Halliburton Company HAL, a Houston, TX-based oil and gas equipment and services provider, posted first-quarter 2026 adjusted net income per share of 55 cents, beating the Zacks Consensus Estimate of 49 cents. The outperformance primarily reflects successful cost reduction initiatives. However, the bottom line fell from the year-ago adjusted profit of 60 cents.
Halliburton reported first-quarter capital expenditure of $192 million. As of March 31, 2026, this oil and gas equipment and services company had approximately $2 billion in cash/cash equivalents and $7.1 billion in long-term debt, representing a debt-to-capitalization ratio of 39.6.
Kinder Morgan Inc. KMI, a Houston, TX-based oil and gas storage and transportation company,posted first-quarter 2026 adjusted earnings per share of 48 cents, which beat the Zacks Consensus Estimate of 38 cents. The bottom line increased year over year from 34 cents. The strong quarterly results can be primarily attributed to contributions from the Natural Gas Pipelines business segment.

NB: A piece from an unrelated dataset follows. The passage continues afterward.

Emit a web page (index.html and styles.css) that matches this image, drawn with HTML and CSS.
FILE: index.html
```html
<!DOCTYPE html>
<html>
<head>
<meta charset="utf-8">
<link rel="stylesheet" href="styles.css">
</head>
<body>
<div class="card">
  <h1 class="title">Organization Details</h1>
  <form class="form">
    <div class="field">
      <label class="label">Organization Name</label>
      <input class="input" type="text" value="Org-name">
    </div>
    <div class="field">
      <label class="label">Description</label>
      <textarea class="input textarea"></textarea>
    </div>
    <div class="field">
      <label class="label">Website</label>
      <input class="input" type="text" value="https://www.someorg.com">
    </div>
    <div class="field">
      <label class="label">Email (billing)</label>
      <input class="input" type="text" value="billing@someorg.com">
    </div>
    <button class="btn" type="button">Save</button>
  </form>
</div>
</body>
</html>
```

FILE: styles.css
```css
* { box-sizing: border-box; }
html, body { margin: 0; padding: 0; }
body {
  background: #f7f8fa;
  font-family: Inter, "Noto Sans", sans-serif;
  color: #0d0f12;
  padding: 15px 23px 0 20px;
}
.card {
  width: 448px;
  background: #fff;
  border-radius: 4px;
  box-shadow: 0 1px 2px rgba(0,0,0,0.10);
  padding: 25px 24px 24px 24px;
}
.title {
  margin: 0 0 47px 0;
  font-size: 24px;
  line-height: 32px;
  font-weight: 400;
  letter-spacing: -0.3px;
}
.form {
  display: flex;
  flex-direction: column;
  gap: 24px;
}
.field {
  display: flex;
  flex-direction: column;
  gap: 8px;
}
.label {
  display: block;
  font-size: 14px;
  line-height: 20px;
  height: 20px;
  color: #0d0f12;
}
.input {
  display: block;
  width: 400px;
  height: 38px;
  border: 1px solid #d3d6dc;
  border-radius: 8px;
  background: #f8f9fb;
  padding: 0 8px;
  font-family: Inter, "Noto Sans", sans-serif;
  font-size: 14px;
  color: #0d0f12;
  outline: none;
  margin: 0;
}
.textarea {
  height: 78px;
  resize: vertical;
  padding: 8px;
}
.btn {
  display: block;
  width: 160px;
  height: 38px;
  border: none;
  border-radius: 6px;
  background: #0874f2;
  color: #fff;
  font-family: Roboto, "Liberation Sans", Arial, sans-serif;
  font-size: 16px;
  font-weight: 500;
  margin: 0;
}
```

As of March 31, 2026, KMI reported $72 million in cash and cash equivalents. At the quarter's end, its long-term debt amounted to $29.72 billion. KMI’s project backlog was reported at $10.1 billion by the end of the first quarter. The midstream energy major added that natural gas projects comprise approximately 92% of its project backlog, with nearly 60% dedicated to supporting local distribution companies and power generation.
Range Resources Corporation RRC, a Fort Worth, TX-based oil and gas exploration and production company, posted first-quarter 2026 adjusted earnings of $1.52 per share, which beat the Zacks Consensus Estimate of $1.33. The bottom line also improved from the prior-year level of 96 cents. Strong quarterly results can be attributed to higher gas-equivalent production and increased natural gas price realization.
Drilling and completion expenditure totaled $130 million. An additional $5 million was spent on acreage and $4 million on infrastructure and other investments. At the end of the first quarter, Range Resources reported a total debt of $819.3 million, net of deferred financing costs.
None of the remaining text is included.